Google is already pretty good at delivering information right when we ask, but naturally, it wants to get better. It wants to get so good, in fact, that it's been looking into what sort of questions people have but never think to search for. That's according to MIT Technology Review's Tom Simonite, who spent three days participating in Google study that aimed to find out what was on his mind.
Here's the issue Google is facing: search is good for a bevy of information, but there are still times when we're wondering something and don't immediately hit up Google for the answer. Either we can't be bothered to sit down at the computer and look up the answers to our questions, or we look to another resource for the information we're seeking first. This prompted Google's lead user experience designer for search Jon Wiley to kick off the Daily Information Needs Study, which asked around 150 people what they were wondering at 8 random times throughout the day over a three day stretch.

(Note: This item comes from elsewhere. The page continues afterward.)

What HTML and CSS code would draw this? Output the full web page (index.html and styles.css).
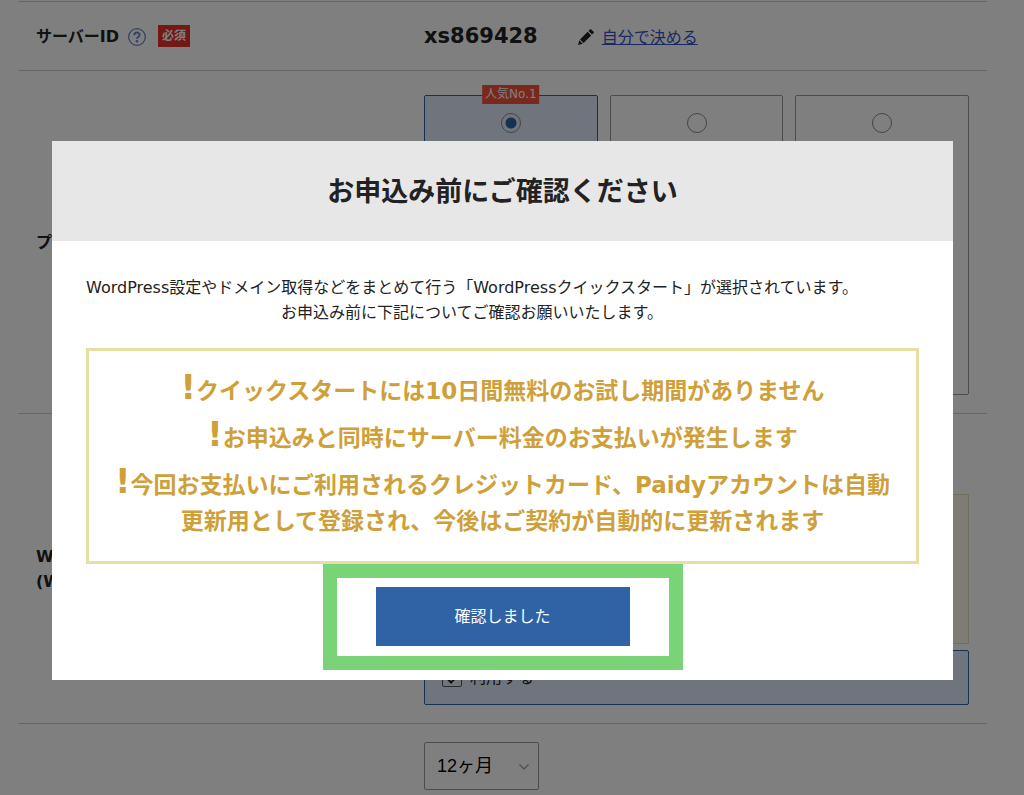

Wiley isn't willing to share the results of the study yet, but even without the results in-hand, we know that it brings Google a little closer to its goal of providing information right when users need it. "We’ve often said the perfect search engine will provide you with exactly what you need to know at exactly the right moment, potentially without you having to ask for it," Wiley told Simonite. This new method of search could even use data phone - such as GPS information - to guess at what you're thinking before you ever think to turn to the search giant.
It sounds like this could go hand-in-hand with Google Now, which is already focusing on using data from your phone to deliver personalized information that you can actually benefit from. This will definitely be an ongoing effort from the big G, so we're excited to see where it goes next. Keep it tuned here to Android Community for more information.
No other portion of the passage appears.